Her other tactic has been to look at Delilah and say, “Don’t you think she needs a friend?” But wait a minute. I’m Delilah’s friend. Don’t I count? Who takes her to the office with me nearly every day? Who takes her running? Who takes her to her favoirte coffee shop every week? If anything, I’m Delilah’s faithful companion rather than the other way around. Man’s best friend? I’m her best friend.
Bryna’s hasn’t been pushing too hard yet. Just dropping these little hints. I’m worried she’s going to enlist the boys in her campaign. I can withstand one set of online puppy dog eyes but I’m not sure about a dinner-table full of them.
In some ways it probably doesn’t matter — it’s not as if another dog would add anything new to the already overflowing family chaos at our house. I might not even notice. But I’m trying to stay strong and hoping this second dog idea is just a passing (dog) fancy. In the meantime I’ll just avert my eyes whenever she brings up the online puppy photos. It’s just too tempting.
Delilah is shedding. Big time. Our 2 1/2 year old yellow lab/husky mix is the sweetest dog in the world. But twice a year she sheds like crazy. In fact it’s more like she’s molting — perhaps she’ll come out of this as a crustacean. When she runs around she reminds me of Pigpen, except she’s followed by a cloud of fur rather than dirt. That’s a Peanuts reference for those keeping score at home.
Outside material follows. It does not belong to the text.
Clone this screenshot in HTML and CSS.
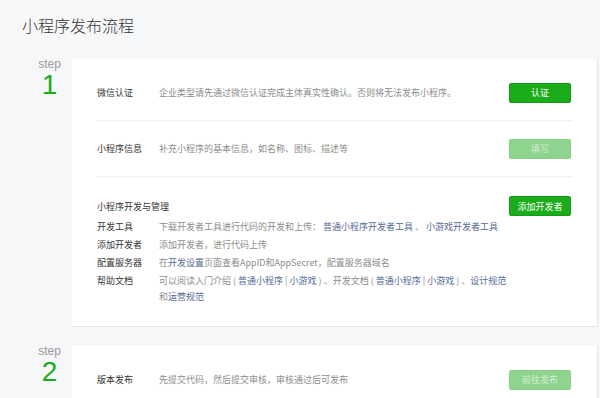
FILE: index.html
```html
<!DOCTYPE html>
<html lang="zh-CN">
<head>
    <meta charset="UTF-8">
    <meta name="viewport" content="width=device-width, initial-scale=1.0">
    <title>小程序发布流程</title>
    <link rel="stylesheet" href="styles.css">
</head>
<body>
    <h2 class="page-title">小程序发布流程</h2>

    <!-- step 1 -->
    <div class="step-block">
        <div class="step-no">
            <span class="step-text">step</span>
            <span class="step-num">1</span>
        </div>
        <div class="step-card">
            <div class="item">
                <span class="item-label">微信认证</span>
                <span class="item-desc">企业类型请先通过微信认证完成主体真实性确认。否则将无法发布小程序。</span>
                <a href="#" class="btn">认证</a>
            </div>
            <div class="item">
                <span class="item-label">小程序信息</span>
                <span class="item-desc">补充小程序的基本信息，如名称、图标、描述等</span>
                <a href="#" class="btn btn-disabled">填写</a>
            </div>
            <div class="manage">
                <div class="manage-head">
                    <span class="manage-title">小程序开发与管理</span>
                    <a href="#" class="btn">添加开发者</a>
                </div>
                <ul class="manage-list">
                    <li>
                        <span class="item-label">开发工具</span>
                        <span class="item-desc">下载开发者工具进行代码的开发和上传： <a href="#">普通小程序开发者工具</a> 、 <a href="#">小游戏开发者工具</a></span>
                    </li>
                    <li>
                        <span class="item-label">添加开发者</span>
                        <span class="item-desc">添加开发者，进行代码上传</span>
                    </li>
                    <li>
                        <span class="item-label">配置服务器</span>
                        <span class="item-desc">在<a href="#">开发设置</a>页面查看AppID和AppSecret，配置服务器域名</span>
                    </li>
                    <li>
                        <span class="item-label">帮助文档</span>
                        <span class="item-desc">可以阅读入门介绍 ( <a href="#">普通小程序</a> | <a href="#">小游戏</a> ) 、开发文档 ( <a href="#">普通小程序</a> | <a href="#">小游戏</a> ) 、<a href="#">设计规范</a><br>和<a href="#">运营规范</a></span>
                    </li>
                </ul>
            </div>
        </div>
    </div>

    <!-- step 2 -->
    <div class="step-block">
        <div class="step-no">
            <span class="step-text">step</span>
            <span class="step-num">2</span>
        </div>
        <div class="step-card">
            <div class="item">
                <span class="item-label">版本发布</span>
                <span class="item-desc">先提交代码，然后提交审核，审核通过后可发布</span>
                <a href="#" class="btn btn-disabled">前往发布</a>
            </div>
        </div>
    </div>
</body>
</html>
```

FILE: styles.css
```css
body {
    font-family: "Noto Sans CJK SC", "Liberation Sans", sans-serif;
    margin: 0;
    padding: 15px 2px 0 22px;
    background-color: #f6f7f9;
    color: #353535;
}

a {
    text-decoration: none;
}

.page-title {
    margin: 0 0 24px;
    font-size: 16px;
    line-height: 20px;
    font-weight: 300;
    color: #353535;
}

.step-block {
    display: flex;
    align-items: flex-start;
    margin-bottom: 19px;
}

.step-no {
    width: 50px;
    padding-left: 5px;
    box-sizing: border-box;
    flex-shrink: 0;
    display: flex;
    flex-direction: column;
    align-items: center;
}

.step-text {
    font-family: "Liberation Sans", sans-serif;
    font-size: 12px;
    line-height: 11px;
    color: #9a9a9a;
}

.step-num {
    font-family: "Liberation Sans", sans-serif;
    font-size: 28px;
    line-height: 26px;
    color: #1aad19;
    margin-top: 2px;
}

.step-card {
    flex: 1;
    background-color: #fff;
    padding: 6px 26px 21px 25px;
    border-right: 1px solid #e7e8eb;
    border-bottom: 1px solid #e7e8eb;
    font-size: 9px;
}

.item {
    display: flex;
    align-items: center;
    height: 55px;
    border-bottom: 1px dotted #e2e2e2;
}

.step-block:last-child .item {
    border-bottom: none;
}

.item-label {
    width: 62px;
    flex-shrink: 0;
    color: #353535;
}

.item-desc {
    flex: 1;
    color: #8d8d8d;
}

.item-desc a {
    color: #576b95;
}

.btn {
    width: 62px;
    height: 20px;
    box-sizing: border-box;
    display: flex;
    align-items: center;
    justify-content: center;
    background-color: #1aad19;
    border: 1px solid #179b16;
    border-radius: 2px;
    color: #fff;
    font-size: 9px;
    flex-shrink: 0;
}

.btn-disabled {
    background-color: #8fd48e;
    border-color: #86cf85;
    color: rgba(255, 255, 255, 0.6);
}

.manage {
    padding-top: 19px;
}

.manage-head {
    display: flex;
    align-items: center;
    justify-content: space-between;
    height: 20px;
}

.manage-title {
    color: #353535;
}

.manage-list {
    list-style: none;
    margin: 3px 0 0;
    padding: 0;
}

.manage-list li {
    display: flex;
    line-height: 16px;
    margin-bottom: 2px;
}

.manage-list li:last-child {
    margin-bottom: 0;
}
```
If you have a dog — and I’d love to hear from you — you know what we’re going through. I vacuumed the rug yesterday for no apparent reason. I mean it was nice to do since I was able to get up the needles from the Christmas tree. But it didn’t have any effect whatsoever on the dog hair. It didn’t help that I was wearing a fleece pullover; I now look like a dog.
I’ll continue to take Delilah outside and brush her, though it just seems to make the hair multiply. I keep thinking if I could only invent a use for dog hair, I’d be rich. Maybe I can convince people that dog hair is the new goose down and start making coats. Sure, some people might be allergic to “doggie down” but caveat emptor (let the buyer beware).